[START Recorded data]

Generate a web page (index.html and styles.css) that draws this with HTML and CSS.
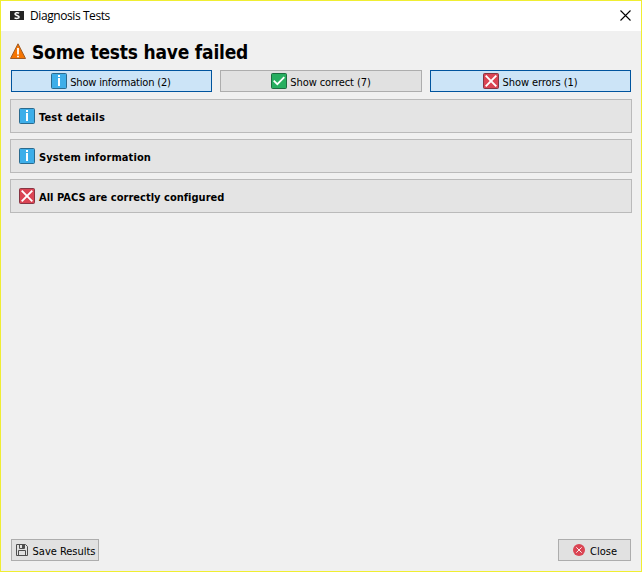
FILE: index.html
```html
<!DOCTYPE html>
<html lang="en">
<head>
<meta charset="utf-8">
<title>Diagnosis Tests</title>
<link rel="stylesheet" href="styles.css">
</head>
<body>
<svg width="0" height="0" class="defs">
  <symbol id="info" viewBox="0 0 16 16"><rect x=".5" y=".5" width="15" height="15" rx="1" fill="#3daee9" stroke="#2a6a8e"/><path d="M7 2h2v2H7zM7 5h2v8H7z" fill="#fff"/></symbol>
  <symbol id="ok" viewBox="0 0 16 16"><rect x=".5" y=".5" width="15" height="15" rx="1" fill="#27ae60" stroke="#1d6b40"/><path d="M2.7 7.6l3.6 3.6 7-7" fill="none" stroke="#fff" stroke-width="1.8"/></symbol>
  <symbol id="error" viewBox="0 0 16 16"><rect x=".5" y=".5" width="15" height="15" rx="1" fill="#da4453" stroke="#863442"/><path d="M2.7 2.7l10.6 10.6M13.3 2.7L2.7 13.3" fill="none" stroke="#fff" stroke-width="1.9"/></symbol>
</svg>
<div class="window">
  <header class="titlebar">
    <svg class="logo" width="14" height="10" viewBox="0 0 14 10"><path d="M0 0h14v9H0z" fill="#242424"/><path d="M9.2 2.1C7.5 1.4 5 1.6 5 3s4.1 1.5 4.1 3S6.3 7.8 4.5 6.9" fill="none" stroke="#fff" stroke-width="1.5"/></svg>
    <span class="caption">Diagnosis Tests</span>
    <svg class="dismiss" width="11" height="11" viewBox="0 0 11 11"><path d="M.5 .5l10 10M10.5 .5l-10 10" stroke="#000" stroke-width="1.1"/></svg>
  </header>
  <main class="content">
    <div class="heading">
      <svg width="16" height="17" viewBox="0 0 16 17"><path d="M8 .8L15.5 15.5H.5z" fill="#f67400" stroke="#9c5a25" stroke-linejoin="round"/><path d="M7.1 5h1.8v6.5H7.1zM7.1 12.7h1.8v1.6H7.1z" fill="#fff"/></svg>
      <h1>Some tests have failed</h1>
    </div>
    <div class="filters">
      <button class="button checked"><svg class="icon"><use href="#info"/></svg><span class="t-info">Show information (2)</span></button>
      <button class="button"><svg class="icon"><use href="#ok"/></svg><span class="t-ok">Show correct (7)</span></button>
      <button class="button checked"><svg class="icon"><use href="#error"/></svg><span class="t-err">Show errors (1)</span></button>
    </div>
    <div class="results">
      <section class="result"><svg class="icon"><use href="#info"/></svg><span class="r-details">Test details</span></section>
      <section class="result"><svg class="icon"><use href="#info"/></svg><span class="r-system">System information</span></section>
      <section class="result"><svg class="icon"><use href="#error"/></svg><span class="r-pacs">All PACS are correctly configured</span></section>
    </div>
    <footer class="actions">
      <button class="button save"><svg width="12" height="12" viewBox="0 0 12 12"><path d="M.5 .5h9l2 2v9H.5zM3.5 .5v4h5v-4M2.5 11.5v-5h7v5" fill="none" stroke="#4d4d4d"/><path d="M6 1h2v3H6z" fill="#4d4d4d"/></svg><span>Save Results</span></button>
      <button class="button close"><svg width="12" height="12" viewBox="0 0 12 12"><circle cx="6" cy="6" r="6" fill="#da4453"/><path d="M3.3 3.3l5.4 5.4M8.7 3.3L3.3 8.7" stroke="#fff" stroke-width=".9"/></svg><span>Close</span></button>
    </footer>
  </main>
</div>
</body>
</html>
```
FILE: styles.css
```css
* { box-sizing: border-box; }
body { margin: 0; font: 11px/14px "DejaVu Sans Condensed", "DejaVu Sans", sans-serif; font-stretch: condensed; color: #000; }
.defs { position: absolute; }
svg { flex: none; display: block; }
span, h1 { white-space: nowrap; }
.window { width: 642px; height: 572px; display: flex; flex-direction: column; border: 1px solid #f0ee32; background: #f0f0f0; }
.titlebar { height: 30px; flex: none; display: flex; align-items: center; padding: 0 10px 0 9px; background: #fff; }
.caption { margin-left: 6px; font: 12px/16px "Open Sans", sans-serif; letter-spacing: -0.42px; }
.dismiss { margin-left: auto; margin-top: -2px; }
.content { flex: 1; display: flex; flex-direction: column; padding: 8px 9px 10px; }
.heading { height: 26px; display: flex; align-items: center; gap: 6px; }
.heading svg { margin-top: -1px; }
h1 { margin: 0; font: bold 19px/26px "DejaVu Sans", sans-serif; font-stretch: condensed; letter-spacing: -0.2px; }
.filters { display: grid; grid-template-columns: 201px 202px 201px; gap: 8px; margin: 5px 1px 7px; }
.button { height: 22px; display: flex; align-items: center; justify-content: center; gap: 3px; padding: 0; border: 1px solid #adadad; background: #e1e1e1; color: #000; font: inherit; }
.button.checked { border-color: #00549e; background: #cce4f7; }
.icon { width: 16px; height: 16px; }
.button span { padding-top: 3px; }
.t-info { letter-spacing: -0.18px; margin-right: 1px; }
.t-ok, .t-err { letter-spacing: -0.07px; }
.results { display: flex; flex-direction: column; gap: 6px; }
.result { height: 34px; display: flex; align-items: center; gap: 4px; padding: 0 8px; border: 1px solid #bababa; background: #e4e4e4; font-weight: bold; }
.result span { padding-top: 3px; }
.r-details { letter-spacing: 0.17px; }
.r-system { letter-spacing: 0.11px; }
.r-pacs { letter-spacing: 0.02px; }
.actions { display: flex; justify-content: space-between; margin: auto 1px 0; }
.save { width: 88px; gap: 5px; }
.save svg { margin-left: 1px; }
.save span { letter-spacing: -0.03px; }
.close { width: 73px; gap: 5px; }
.close span { margin-right: -1px; }
```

[END Recorded data]

### Task prompt
Skip every picture and transcribe the data above exactly.

### Task solution
Generate a web page (index.html and styles.css) that draws this with HTML and CSS.
FILE: index.html
```html
<!DOCTYPE html>
<html lang="en">
<head>
<meta charset="utf-8">
<title>Diagnosis Tests</title>
<link rel="stylesheet" href="styles.css">
</head>
<body>
<svg width="0" height="0" class="defs">
  <symbol id="info" viewBox="0 0 16 16"><rect x=".5" y=".5" width="15" height="15" rx="1" fill="#3daee9" stroke="#2a6a8e"/><path d="M7 2h2v2H7zM7 5h2v8H7z" fill="#fff"/></symbol>
  <symbol id="ok" viewBox="0 0 16 16"><rect x=".5" y=".5" width="15" height="15" rx="1" fill="#27ae60" stroke="#1d6b40"/><path d="M2.7 7.6l3.6 3.6 7-7" fill="none" stroke="#fff" stroke-width="1.8"/></symbol>
  <symbol id="error" viewBox="0 0 16 16"><rect x=".5" y=".5" width="15" height="15" rx="1" fill="#da4453" stroke="#863442"/><path d="M2.7 2.7l10.6 10.6M13.3 2.7L2.7 13.3" fill="none" stroke="#fff" stroke-width="1.9"/></symbol>
</svg>
<div class="window">
  <header class="titlebar">
    <svg class="logo" width="14" height="10" viewBox="0 0 14 10"><path d="M0 0h14v9H0z" fill="#242424"/><path d="M9.2 2.1C7.5 1.4 5 1.6 5 3s4.1 1.5 4.1 3S6.3 7.8 4.5 6.9" fill="none" stroke="#fff" stroke-width="1.5"/></svg>
    <span class="caption">Diagnosis Tests</span>
    <svg class="dismiss" width="11" height="11" viewBox="0 0 11 11"><path d="M.5 .5l10 10M10.5 .5l-10 10" stroke="#000" stroke-width="1.1"/></svg>
  </header>
  <main class="content">
    <div class="heading">
      <svg width="16" height="17" viewBox="0 0 16 17"><path d="M8 .8L15.5 15.5H.5z" fill="#f67400" stroke="#9c5a25" stroke-linejoin="round"/><path d="M7.1 5h1.8v6.5H7.1zM7.1 12.7h1.8v1.6H7.1z" fill="#fff"/></svg>
      <h1>Some tests have failed</h1>
    </div>
    <div class="filters">
      <button class="button checked"><svg class="icon"><use href="#info"/></svg><span class="t-info">Show information (2)</span></button>
      <button class="button"><svg class="icon"><use href="#ok"/></svg><span class="t-ok">Show correct (7)</span></button>
      <button class="button checked"><svg class="icon"><use href="#error"/></svg><span class="t-err">Show errors (1)</span></button>
    </div>
    <div class="results">
      <section class="result"><svg class="icon"><use href="#info"/></svg><span class="r-details">Test details</span></section>
      <section class="result"><svg class="icon"><use href="#info"/></svg><span class="r-system">System information</span></section>
      <section class="result"><svg class="icon"><use href="#error"/></svg><span class="r-pacs">All PACS are correctly configured</span></section>
    </div>
    <footer class="actions">
      <button class="button save"><svg width="12" height="12" viewBox="0 0 12 12"><path d="M.5 .5h9l2 2v9H.5zM3.5 .5v4h5v-4M2.5 11.5v-5h7v5" fill="none" stroke="#4d4d4d"/><path d="M6 1h2v3H6z" fill="#4d4d4d"/></svg><span>Save Results</span></button>
      <button class="button close"><svg width="12" height="12" viewBox="0 0 12 12"><circle cx="6" cy="6" r="6" fill="#da4453"/><path d="M3.3 3.3l5.4 5.4M8.7 3.3L3.3 8.7" stroke="#fff" stroke-width=".9"/></svg><span>Close</span></button>
    </footer>
  </main>
</div>
</body>
</html>
```
FILE: styles.css
```css
* { box-sizing: border-box; }
body { margin: 0; font: 11px/14px "DejaVu Sans Condensed", "DejaVu Sans", sans-serif; font-stretch: condensed; color: #000; }
.defs { position: absolute; }
svg { flex: none; display: block; }
span, h1 { white-space: nowrap; }
.window { width: 642px; height: 572px; display: flex; flex-direction: column; border: 1px solid #f0ee32; background: #f0f0f0; }
.titlebar { height: 30px; flex: none; display: flex; align-items: center; padding: 0 10px 0 9px; background: #fff; }
.caption { margin-left: 6px; font: 12px/16px "Open Sans", sans-serif; letter-spacing: -0.42px; }
.dismiss { margin-left: auto; margin-top: -2px; }
.content { flex: 1; display: flex; flex-direction: column; padding: 8px 9px 10px; }
.heading { height: 26px; display: flex; align-items: center; gap: 6px; }
.heading svg { margin-top: -1px; }
h1 { margin: 0; font: bold 19px/26px "DejaVu Sans", sans-serif; font-stretch: condensed; letter-spacing: -0.2px; }
.filters { display: grid; grid-template-columns: 201px 202px 201px; gap: 8px; margin: 5px 1px 7px; }
.button { height: 22px; display: flex; align-items: center; justify-content: center; gap: 3px; padding: 0; border: 1px solid #adadad; background: #e1e1e1; color: #000; font: inherit; }
.button.checked { border-color: #00549e; background: #cce4f7; }
.icon { width: 16px; height: 16px; }
.button span { padding-top: 3px; }
.t-info { letter-spacing: -0.18px; margin-right: 1px; }
.t-ok, .t-err { letter-spacing: -0.07px; }
.results { display: flex; flex-direction: column; gap: 6px; }
.result { height: 34px; display: flex; align-items: center; gap: 4px; padding: 0 8px; border: 1px solid #bababa; background: #e4e4e4; font-weight: bold; }
.result span { padding-top: 3px; }
.r-details { letter-spacing: 0.17px; }
.r-system { letter-spacing: 0.11px; }
.r-pacs { letter-spacing: 0.02px; }
.actions { display: flex; justify-content: space-between; margin: auto 1px 0; }
.save { width: 88px; gap: 5px; }
.save svg { margin-left: 1px; }
.save span { letter-spacing: -0.03px; }
.close { width: 73px; gap: 5px; }
.close span { margin-right: -1px; }
```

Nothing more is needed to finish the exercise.